**The exercise:** Scan the data below and pick out the lines containing the word "Tailwind".

**Data for this task:**
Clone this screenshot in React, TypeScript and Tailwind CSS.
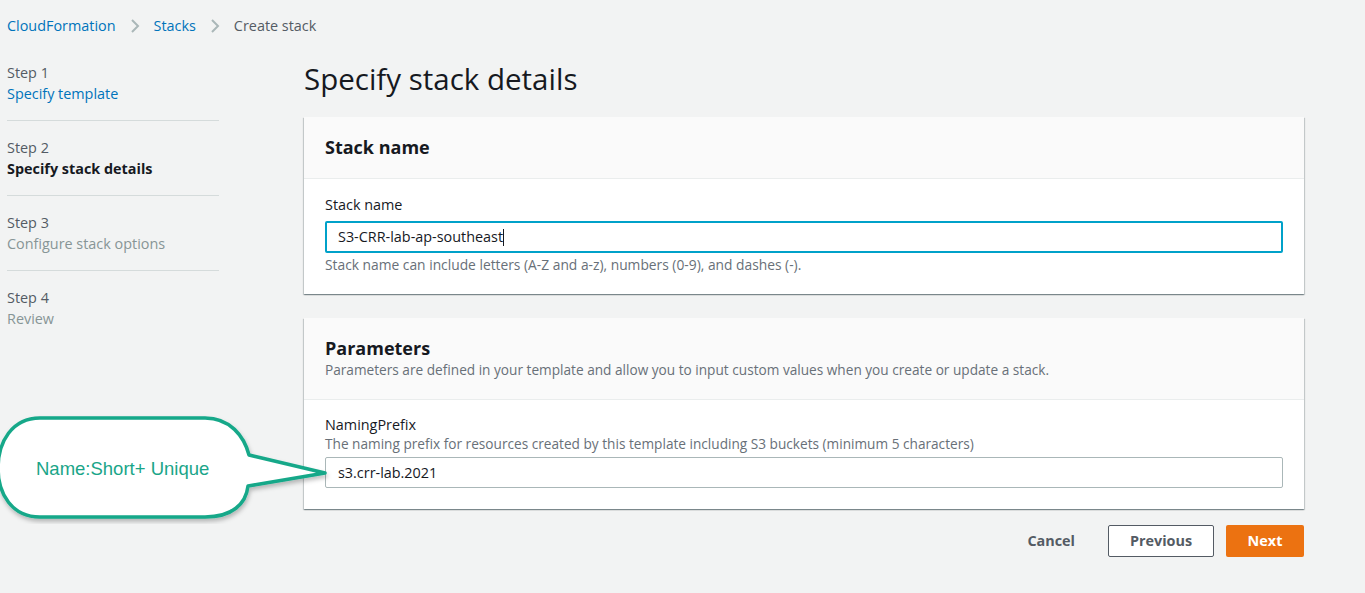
---
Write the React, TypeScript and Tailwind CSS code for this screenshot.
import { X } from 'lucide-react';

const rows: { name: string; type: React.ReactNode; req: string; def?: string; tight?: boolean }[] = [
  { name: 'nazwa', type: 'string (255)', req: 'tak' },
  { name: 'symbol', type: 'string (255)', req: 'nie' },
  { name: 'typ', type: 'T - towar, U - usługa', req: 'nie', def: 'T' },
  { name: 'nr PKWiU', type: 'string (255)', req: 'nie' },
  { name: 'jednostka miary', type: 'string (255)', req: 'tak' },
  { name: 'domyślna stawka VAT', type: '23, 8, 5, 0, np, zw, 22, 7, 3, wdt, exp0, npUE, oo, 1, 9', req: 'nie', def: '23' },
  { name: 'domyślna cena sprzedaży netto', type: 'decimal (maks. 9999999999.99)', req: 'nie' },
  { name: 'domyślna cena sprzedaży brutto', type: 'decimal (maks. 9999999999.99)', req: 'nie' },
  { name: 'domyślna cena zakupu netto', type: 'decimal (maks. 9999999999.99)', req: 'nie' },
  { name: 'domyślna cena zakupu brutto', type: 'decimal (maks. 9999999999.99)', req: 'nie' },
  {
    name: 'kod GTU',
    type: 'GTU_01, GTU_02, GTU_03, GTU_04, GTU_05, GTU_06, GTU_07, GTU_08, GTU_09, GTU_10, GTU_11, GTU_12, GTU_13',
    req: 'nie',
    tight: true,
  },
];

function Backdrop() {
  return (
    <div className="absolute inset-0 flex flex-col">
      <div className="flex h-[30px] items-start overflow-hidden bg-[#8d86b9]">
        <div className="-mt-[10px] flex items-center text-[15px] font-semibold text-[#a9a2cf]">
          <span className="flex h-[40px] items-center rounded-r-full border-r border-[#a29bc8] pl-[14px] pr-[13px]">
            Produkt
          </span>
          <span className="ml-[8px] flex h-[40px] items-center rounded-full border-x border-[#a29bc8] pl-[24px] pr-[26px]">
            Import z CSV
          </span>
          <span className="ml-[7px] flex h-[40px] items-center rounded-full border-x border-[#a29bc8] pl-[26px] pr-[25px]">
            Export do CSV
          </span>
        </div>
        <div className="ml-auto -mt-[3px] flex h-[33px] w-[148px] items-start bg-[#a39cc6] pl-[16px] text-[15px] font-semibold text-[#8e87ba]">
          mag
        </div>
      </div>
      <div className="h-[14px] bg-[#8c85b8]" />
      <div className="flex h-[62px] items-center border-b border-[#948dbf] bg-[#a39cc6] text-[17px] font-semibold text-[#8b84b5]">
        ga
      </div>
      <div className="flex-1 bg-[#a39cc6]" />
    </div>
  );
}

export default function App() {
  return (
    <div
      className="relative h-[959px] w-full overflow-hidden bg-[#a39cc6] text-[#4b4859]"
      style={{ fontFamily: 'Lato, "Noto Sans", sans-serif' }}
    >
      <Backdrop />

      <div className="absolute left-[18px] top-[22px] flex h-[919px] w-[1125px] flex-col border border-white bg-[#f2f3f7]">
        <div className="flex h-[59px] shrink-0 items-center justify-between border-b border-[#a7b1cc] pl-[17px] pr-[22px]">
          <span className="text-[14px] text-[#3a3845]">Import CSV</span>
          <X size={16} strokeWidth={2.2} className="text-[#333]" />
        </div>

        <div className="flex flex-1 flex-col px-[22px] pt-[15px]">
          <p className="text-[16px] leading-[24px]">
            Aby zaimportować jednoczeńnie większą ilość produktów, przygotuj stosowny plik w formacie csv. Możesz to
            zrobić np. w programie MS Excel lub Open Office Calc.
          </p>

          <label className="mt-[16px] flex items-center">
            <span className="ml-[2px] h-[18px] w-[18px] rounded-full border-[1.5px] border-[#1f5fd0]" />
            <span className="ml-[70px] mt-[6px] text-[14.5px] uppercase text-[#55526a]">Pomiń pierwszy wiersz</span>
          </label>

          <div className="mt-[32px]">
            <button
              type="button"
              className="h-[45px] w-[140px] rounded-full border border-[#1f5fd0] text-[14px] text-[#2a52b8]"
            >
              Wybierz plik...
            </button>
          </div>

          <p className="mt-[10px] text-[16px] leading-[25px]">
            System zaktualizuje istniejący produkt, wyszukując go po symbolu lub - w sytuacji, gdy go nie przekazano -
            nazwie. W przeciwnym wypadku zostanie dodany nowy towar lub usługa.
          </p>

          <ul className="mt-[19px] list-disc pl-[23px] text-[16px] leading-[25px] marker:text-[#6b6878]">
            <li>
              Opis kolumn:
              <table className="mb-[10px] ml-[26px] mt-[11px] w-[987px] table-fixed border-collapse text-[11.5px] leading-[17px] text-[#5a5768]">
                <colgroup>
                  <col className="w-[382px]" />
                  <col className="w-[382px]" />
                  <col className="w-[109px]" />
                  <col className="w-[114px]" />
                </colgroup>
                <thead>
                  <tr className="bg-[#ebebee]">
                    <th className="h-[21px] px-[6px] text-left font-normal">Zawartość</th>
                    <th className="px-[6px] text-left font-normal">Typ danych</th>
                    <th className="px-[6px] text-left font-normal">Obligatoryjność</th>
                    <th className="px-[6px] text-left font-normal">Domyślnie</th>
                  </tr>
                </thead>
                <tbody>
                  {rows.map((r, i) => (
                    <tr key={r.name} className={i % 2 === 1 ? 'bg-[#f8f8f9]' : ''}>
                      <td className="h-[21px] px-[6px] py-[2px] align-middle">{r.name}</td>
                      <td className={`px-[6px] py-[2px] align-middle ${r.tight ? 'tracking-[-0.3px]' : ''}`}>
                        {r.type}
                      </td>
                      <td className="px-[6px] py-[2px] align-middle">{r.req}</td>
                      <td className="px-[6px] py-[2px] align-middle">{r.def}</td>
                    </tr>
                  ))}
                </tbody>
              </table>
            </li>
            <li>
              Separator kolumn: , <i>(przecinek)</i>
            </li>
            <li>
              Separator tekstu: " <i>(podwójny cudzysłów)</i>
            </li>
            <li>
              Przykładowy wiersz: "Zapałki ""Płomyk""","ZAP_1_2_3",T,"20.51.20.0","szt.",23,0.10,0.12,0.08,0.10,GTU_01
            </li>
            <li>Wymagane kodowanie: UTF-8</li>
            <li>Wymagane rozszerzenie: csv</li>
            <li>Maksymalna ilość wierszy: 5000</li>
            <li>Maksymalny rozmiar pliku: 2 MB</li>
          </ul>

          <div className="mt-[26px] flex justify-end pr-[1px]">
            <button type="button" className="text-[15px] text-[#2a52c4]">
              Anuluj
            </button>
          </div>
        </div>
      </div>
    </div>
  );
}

**Problem solution:**
Clone this screenshot in React, TypeScript and Tailwind CSS.
Write the React, TypeScript and Tailwind CSS code for this screenshot.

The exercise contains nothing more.